In this article, we will delve into #1 the fundamentals of ICA by discussing what cocktail parties might have to do with it, #2 the 3-step-ICA-algorithm, and #3 how you can implement it in your data analysis projects. So, if you’re ready to unlock the full potential of your data, come along and join this journey!

#1: Introduction and main idea

Independent Component Analysis is one of the various unsupervised learning algorithms which means that we do not need to supervise the model before we can use it. The origin of this method comes from signal processing where we try to separate a multivariate signal into additive subcomponents. Let us jump into an explanation of the main idea:

Image by author

Imagine some independent signals or variables. These signals can be represented as signal curves, with the first signal located at the top and the second signal at the bottom within the above image. As a result of the measurements, we did not receive a data set with the signals themselves, but a data set that includes measurements of these two signals which are unfortunately mixed into distinct linear combinations. The objective of ICA is to recover the original, unknown signals by separating the mixed data. The ultimate aim is to reconstruct the data such that each dimension is mutually independent.

To make this concept more tangible, the most well-known example of ICA, the “cocktail party problem,” will be utilized.

Image by Unsplash

The cocktail party problem

Imagine attending a cocktail party where multiple individuals are speaking simultaneously, making it difficult to follow a single conversation. It is noteworthy that humans possess the ability to separate individual voice streams in such situations. Technically, this becomes slightly challenging.

Cocktail party problem. Image by author.

Suppose we record the conversations of two groups in the party using two microphones. This results in two mixed signals, with the first measurement having a greater influence of the first group and a lesser influence of the second group, while the second measurement has a greater influence of the second group.

Image by author

The general framework for this can be represented in vector notation here in the grey box. The measurements in vector X are actually the signals from vector S multiplied with some mixing coefficients, represented in matrix A. Since we want to extract the full conversations (original signals), we need to solve this for vector S.

Image by author

ICA vs. PCA

You have probably already guessed that ICA is in some way related to principal component analysis (PCA). This assumption is not so wrong. The ideas underlying both concepts are not that far apart, but they differ in the last stage, which we will see later.

Let’s summarise what PCA basically does: Suppose we have two variables that appear to be related. By maximizing the variances using the eigenvector and eigenvalues of these variables, we can convert them into principal components. In this particular example, PCA does a good job of identifying the principal direction of this relationship.

Let’s use the previous cocktail example as an example. In a very simple representation, we could imagine that the two measurements from microphones one and two have relationships that form something like a cross pattern.
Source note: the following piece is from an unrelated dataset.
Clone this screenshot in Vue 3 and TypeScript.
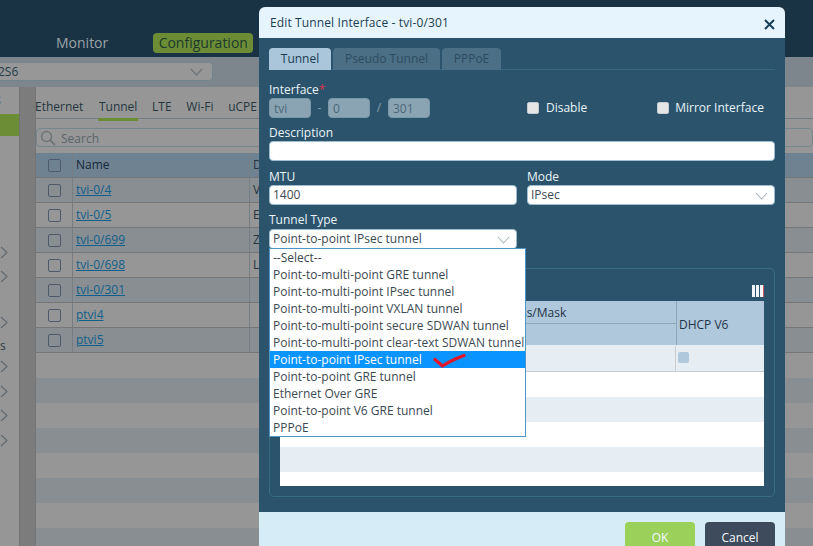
<script setup lang="ts">
const tabs: string[] = ['Ethernet', 'Tunnel', 'LTE', 'Wi-Fi', 'uCPE']
const rows: { name: string; desc: string }[] = [
  { name: 'tvi-0/4', desc: 'V' },
  { name: 'tvi-0/5', desc: 'E' },
  { name: 'tvi-0/699', desc: 'Z' },
  { name: 'tvi-0/698', desc: 'L' },
  { name: 'tvi-0/301', desc: '' },
  { name: 'ptvi4', desc: '' },
  { name: 'ptvi5', desc: '' },
]
const emptyRows: number[] = [1, 2, 3, 4, 5, 6, 7, 8]
const options: string[] = [
  '--Select--',
  'Point-to-multi-point GRE tunnel',
  'Point-to-multi-point IPsec tunnel',
  'Point-to-multi-point VXLAN tunnel',
  'Point-to-multi-point secure SDWAN tunnel',
  'Point-to-multi-point clear-text SDWAN tunnel',
  'Point-to-point IPsec tunnel',
  'Point-to-point GRE tunnel',
  'Ethernet Over GRE',
  'Point-to-point V6 GRE tunnel',
  'PPPoE',
]
const selected = 'Point-to-point IPsec tunnel'
const innerRows: number[] = [1, 2, 3, 4, 5]
</script>

<template>
  <div class="page">
    <header class="top">
      <span class="nav">Monitor</span>
      <span class="nav active">Configuration</span>
    </header>
    <div class="toolbar">
      <div class="device">
        <span class="device-name">2S6</span>
        <svg class="chev" width="13" height="8" viewBox="0 0 13 8"><path d="M1 1l5.500 6L12 1" fill="none" stroke="#6c7478" stroke-width="1.200" /></svg>
      </div>
    </div>
    <div class="content">
      <aside class="side">
        <div class="side-top">8</div>
        <div class="side-green"></div>
        <div class="side-list">
          <div class="side-row r1"><svg width="8" height="13" viewBox="0 0 8 13"><path d="M1 1l6 5.500L1 12" fill="none" stroke="#5f6870" stroke-width="1.100" /></svg></div>
          <div class="side-row r2"><svg width="8" height="13" viewBox="0 0 8 13"><path d="M1 1l6 5.500L1 12" fill="none" stroke="#5f6870" stroke-width="1.100" /></svg></div>
          <div class="side-row r3"><svg width="8" height="13" viewBox="0 0 8 13"><path d="M1 1l6 5.500L1 12" fill="none" stroke="#5f6870" stroke-width="1.100" /></svg></div>
          <div class="side-row r4"><span>s</span></div>
          <div class="side-row r5"><svg width="8" height="13" viewBox="0 0 8 13"><path d="M1 1l6 5.500L1 12" fill="none" stroke="#5f6870" stroke-width="1.100" /></svg></div>
          <div class="side-row r5"><svg width="8" height="13" viewBox="0 0 8 13"><path d="M1 1l6 5.500L1 12" fill="none" stroke="#5f6870" stroke-width="1.100" /></svg></div>
          <div class="side-row r5"><svg width="8" height="13" viewBox="0 0 8 13"><path d="M1 1l6 5.500L1 12" fill="none" stroke="#5f6870" stroke-width="1.100" /></svg></div>
          <div class="side-row r5"><svg width="8" height="13" viewBox="0 0 8 13"><path d="M1 1l6 5.500L1 12" fill="none" stroke="#5f6870" stroke-width="1.100" /></svg></div>
        </div>
      </aside>
      <div class="gutter"></div>
      <main class="main">
        <nav class="subtabs">
          <span v-for="t in tabs" :key="t" class="subtab" :class="{ on: t === 'Tunnel' }">{{ t }}</span>
        </nav>
        <div class="search">
          <svg width="16" height="16" viewBox="0 0 16 16"><circle cx="6.500" cy="6.500" r="5" fill="none" stroke="#6d7478" stroke-width="1.400" /><path d="M10.200 10.200L15 15" stroke="#6d7478" stroke-width="1.800" /></svg>
          <span class="search-text">Search</span>
        </div>
        <div class="grid">
          <div class="grow head">
            <div class="c1"><span class="cb"></span></div>
            <div class="c2">Name</div>
            <div class="c3">D</div>
          </div>
          <div v-for="(r, i) in rows" :key="r.name" class="grow" :class="i % 2 === 0 ? 'dark' : 'light'">
            <div class="c1"><span class="cb"></span></div>
            <div class="c2"><a class="link">{{ r.name }}</a></div>
            <div class="c3">{{ r.desc }}</div>
          </div>
          <div v-for="n in emptyRows" :key="n" class="empty" :class="n % 2 === 1 ? 'light' : 'dark'"></div>
        </div>
      </main>
    </div>

    <section class="modal">
      <div class="m-head">
        <span class="m-title">Edit Tunnel Interface - tvi-0/301</span>
        <svg width="11" height="11" viewBox="0 0 11 11"><path d="M1 1l9 9M10 1l-9 9" stroke="#173e57" stroke-width="2" /></svg>
      </div>
      <div class="m-body">
        <div class="m-tabs">
          <span class="m-tab on">Tunnel</span>
          <span class="m-tab w2">Pseudo Tunnel</span>
          <span class="m-tab w3">PPPoE</span>
        </div>
        <div class="lbl l-if">Interface<i>*</i></div>
        <div class="if-row">
          <span class="ro w1">tvi</span>
          <span class="sep s1">-</span>
          <span class="ro w1">0</span>
          <span class="sep s2">/</span>
          <span class="ro w1">301</span>
          <label class="chk c-dis"><span class="box"></span>Disable</label>
          <label class="chk c-mir"><span class="box"></span>Mirror Interface</label>
        </div>
        <div class="lbl l-desc">Description</div>
        <div class="inp full"></div>
        <div class="two">
          <div>
            <div class="lbl">MTU</div>
            <div class="inp">1400</div>
          </div>
          <div>
            <div class="lbl">Mode</div>
            <div class="inp sel">IPsec
              <svg width="13" height="8" viewBox="0 0 13 8"><path d="M1 1l5.500 6L12 1" fill="none" stroke="#a9b6bf" stroke-width="1.100" /></svg>
            </div>
          </div>
        </div>
        <div class="lbl l-type">Tunnel Type</div>
        <div class="type-wrap">
          <div class="inp sel">{{ selected }}
            <svg width="13" height="8" viewBox="0 0 13 8"><path d="M1 1l5.500 6L12 1" fill="none" stroke="#a9b6bf" stroke-width="1.100" /></svg>
          </div>
          <ul class="drop">
            <li v-for="o in options" :key="o" :class="{ hl: o === selected }">{{ o }}</li>
          </ul>
          <svg class="tick" width="34" height="16" viewBox="0 0 34 16"><path d="M2 6.500L9.500 13C14 10 23 5.500 31 2.500" fill="none" stroke="#e2162a" stroke-width="3.200" stroke-linecap="round" stroke-linejoin="round" /></svg>
        </div>
        <fieldset class="box-set">
          <div class="col-ico"><i></i><i></i><i></i></div>
          <div class="in-table">
            <div class="in-head">
              <div class="h-left">
                <div class="h-top">Address/Mask</div>
                <div class="h-sub">IPv6</div>
              </div>
              <div class="h-right">DHCP V6</div>
            </div>
            <div class="in-row first">
              <div class="cell-main"></div>
              <div class="cell-dhcp"><span class="mini"></span></div>
            </div>
            <div v-for="n in innerRows" :key="n" class="in-row" :class="n % 2 === 0 ? 'tint' : ''"></div>
          </div>
        </fieldset>
      </div>
      <div class="m-foot">
        <span class="btn ok">OK</span>
        <span class="btn cancel">Cancel</span>
      </div>
    </section>
  </div>
</template>

<style>
html, body { margin: 0; padding: 0; background: #969696; }
</style>

<style scoped>
.page { position: relative; width: 813px; height: 546px; overflow: hidden; font: 12px/16px "Open Sans", sans-serif; background: #969696; color: #1f2f3a; }
.top { height: 57px; background: #1a3344; display: flex; align-items: flex-end; box-sizing: border-box; padding: 0 0 4px 56px; font-size: 14px; }
.nav { color: #9aa3a8; height: 20px; line-height: 20px; }
.nav.active { margin-left: 45px; width: 100px; text-align: center; background: #6c8c36; color: #1d3a2c; border-radius: 4px; }
.toolbar { height: 30px; background: #7c868c; box-sizing: border-box; padding-top: 5px; }
.device { width: 213px; height: 19px; box-sizing: border-box; background: #979797; border: 1px solid #74858f; border-left: 0; border-radius: 0 4px 4px 0; display: flex; align-items: center; justify-content: space-between; padding: 0 9px 0 0; font-size: 12px; color: #233a48; }
.device-name { margin-left: -2px; }
.content { display: flex; height: 459px; }
.side { width: 19px; background: #969696; border-right: 1px solid #727272; position: relative; overflow: hidden; }
.side-top { height: 27px; font-size: 14px; line-height: 26px; margin-left: -7px; color: #3a5060; }
.side-green { height: 22px; background: #6c8c36; }
.side-list { padding-top: 110px; }
.side-row { height: 13px; line-height: 13px; color: #2a3a44; }
.side-row svg { display: block; }
.r1 { margin-bottom: 11px; }
.r2 { margin-bottom: 33px; }
.r3 { margin-bottom: 10px; }
.r4 { margin-bottom: 8px; }
.r5 { margin-bottom: 11.500px; }
.gutter { width: 15px; background: #7c7c7c; border-right: 1px solid #757575; }
.main { flex: 1; min-width: 0; }
.subtabs { height: 32px; box-sizing: border-box; padding-top: 12px; display: flex; border-bottom: 1px solid #6f7a81; }
.subtab { height: 20px; line-height: 16px; margin-right: 14.700px; color: #253640; position: relative; }
.subtab:first-child { margin-left: -1px; margin-right: 15.600px; }
.subtab.on::after { content: ""; position: absolute; left: -1px; right: -1px; bottom: -2px; height: 3px; background: #6c8c36; }
.search { margin-top: 9px; height: 19px; box-sizing: border-box; border: 1px solid #75868f; border-radius: 4px; background: #979797; display: flex; align-items: center; padding-left: 3px; gap: 5px; color: #59646b; }
.search-text { position: relative; top: 1px; }
.grid { margin-top: 6px; }
.grow { display: flex; height: 25px; box-sizing: border-box; border-bottom: 1px solid #767676; align-items: center; }
.grow.head { background: #6f8292; color: #16283a; }
.dark { background: #898e92; }
.light { background: #969696; }
.c1 { width: 37px; flex: none; height: 100%; display: flex; align-items: center; justify-content: center; border-right: 1px solid #767e83; box-sizing: border-box; }
.c2 { width: 177px; flex: none; height: 100%; padding-left: 3px; box-sizing: border-box; border-right: 1px solid #767e83; line-height: 24px; }
.c3 { padding-left: 3px; color: #26343d; line-height: 24px; height: 100%; }
.cb { width: 11px; height: 11px; border: 1px solid #4c5a6c; border-radius: 2px; display: block; }
.link { color: #0f5f8c; text-decoration: underline; }
.empty { height: 25px; }

.modal { position: absolute; left: 259px; top: 7px; width: 526px; height: 560px; border-radius: 6px 6px 0 0; overflow: hidden; display: flex; flex-direction: column; }
.m-head { height: 31px; flex: none; background: #e6f5fd; display: flex; align-items: center; justify-content: space-between; padding: 0 10px 0 11px; color: #1d3d52; font-size: 12px; }
.m-title { letter-spacing: 0.120px; }
.m-head svg { margin-top: 3px; }
.m-body { height: 474px; flex: none; box-sizing: border-box; background: #2b536b; padding: 10px 10px 0; color: #e9f3f8; position: relative; }
.m-tabs { height: 22px; display: flex; gap: 2px; border-bottom: 1px solid #35687f; box-sizing: border-box; }
.m-tab { width: 62px; height: 22px; box-sizing: border-box; text-align: center; line-height: 22px; border-radius: 4px 4px 0 0; background: #4b6f84; color: #2d4c60; }
.m-tab.w2 { width: 107px; }
.m-tab.w3 { width: 59px; }
.m-tab.on { background: #a9c6da; color: #1d3a52; }
.lbl { height: 15px; line-height: 15px; }
.lbl i { color: #d8344e; font-style: normal; }
.l-if { margin-top: 12px; }
.if-row { display: flex; align-items: center; height: 20px; margin-top: 1px; }
.ro { height: 20px; box-sizing: border-box; line-height: 19px; background: #8ba4b3; border: 1px solid #7a98aa; border-radius: 4px; padding-left: 4px; color: #4a6779; }
.ro.w1 { width: 42px; }
.sep { color: #86a0ae; text-align: center; }
.s1 { width: 17px; }
.s2 { width: 18px; }
.chk { display: flex; align-items: center; gap: 7px; }
.box { width: 12px; height: 12px; box-sizing: border-box; background: #e6e6e6; border: 1px solid #c4cbd0; border-radius: 2px; display: block; }
.c-dis { margin-left: 97px; }
.c-mir { margin-left: 70px; gap: 6px; }
.l-desc { margin-top: 7px; }
.inp { height: 20px; box-sizing: border-box; line-height: 18px; background: #fff; border: 1px solid #9dbed2; border-radius: 4px; padding: 0 3px; color: #3b4952; position: relative; margin-top: 1px; }
.inp.full { width: 506px; }
.sel svg { position: absolute; right: 6px; top: 6px; }
.two { display: grid; grid-template-columns: 248px 248px; gap: 10px; margin-top: 8px; }
.two .inp { margin-top: 1px; }
.l-type { margin-top: 7px; }
.type-wrap { width: 248px; position: relative; margin-top: 2px; z-index: 2; }
.type-wrap .inp { margin-top: 0; }
.drop { position: absolute; left: 0; top: 19px; width: 257px; box-sizing: border-box; margin: 0; padding: 0; list-style: none; background: #fff; border: 1px solid #4f95c8; color: #3b4952; }
.drop li { height: 17px; line-height: 17px; padding-left: 3px; white-space: nowrap; }
.drop li.hl { background: #0a94ff; color: #fff; }
.tick { position: absolute; left: 164px; top: 124px; }
.box-set { margin: 19px 0 0; padding: 0; height: 229px; box-sizing: border-box; border: 1px solid #3a6c82; border-radius: 5px; position: relative; }
.col-ico { position: absolute; right: 11px; top: 16px; display: flex; gap: 1px; height: 12px; }
.col-ico i { width: 3px; background: #f2f6fa; }
.col-ico i:last-child { box-shadow: 1px 0 0 #d05a66; }
.in-table { position: absolute; left: 10px; right: 10px; top: 32px; height: 185px; background: #fff; color: #1f3448; overflow: hidden; }
.in-head { height: 45px; background: #b0c8dc; display: flex; border-bottom: 1px solid #e6edf3; box-sizing: border-box; }
.h-left { width: 397px; box-sizing: border-box; border-right: 1px solid #8ca8bc; }
.h-top { height: 22px; line-height: 24px; padding-left: 207px; border-bottom: 1px solid #8ca8bc; }
.h-sub { height: 21px; line-height: 21px; padding-left: 222px; color: #3a78a8; }
.h-right { flex: 1; line-height: 48px; padding-left: 2px; }
.in-row { height: 25px; box-sizing: border-box; }
.in-row.first { height: 26px; display: flex; background: #e6edf3; border-bottom: 1px solid #c8ccd0; }
.cell-main { width: 396px; box-sizing: border-box; border-right: 1px solid #c8ccd0; }
.cell-dhcp { padding: 6px 0 0 2px; }
.mini { width: 11px; height: 11px; display: block; border-radius: 2px; background: #b0c8dc; }
.tint { background: #e6edf3; }
.m-foot { flex: 1; background: #d6ecf7; display: flex; justify-content: flex-end; gap: 10px; padding: 10px 10px 0; }
.btn { width: 70px; height: 34px; text-align: center; line-height: 31px; border-radius: 4px; color: #f4fbff; font-size: 12px; }
.ok { background: #9bd05a; }
.cancel { background: #3e4b5c; }
</style>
If we were to apply PCA in this case, we would get the wrong results, because PCA fails for data sets with more than one main direction.

Image by author

ICA, on the other hand, solves this problem by focusing on independent components instead of main components.

Image by author

It is important to recall the established conceptual framework. The readings obtained from the microphones correspond to the original signals that have been multiplied by the mixing matrix A. By rearranging the equation with respect to vector S, the only necessary information to determine the original variables is matrix A. However, matrix A is unknown.

Image by author

Hence, to gain a comprehensive understanding of matrix A and ultimately calculate the vector S, it is necessary to undertake inverse operations through a series of steps. These sequential inverse operations comprise the three stages of the ICA algorithm, which will now be analyzed in greater detail.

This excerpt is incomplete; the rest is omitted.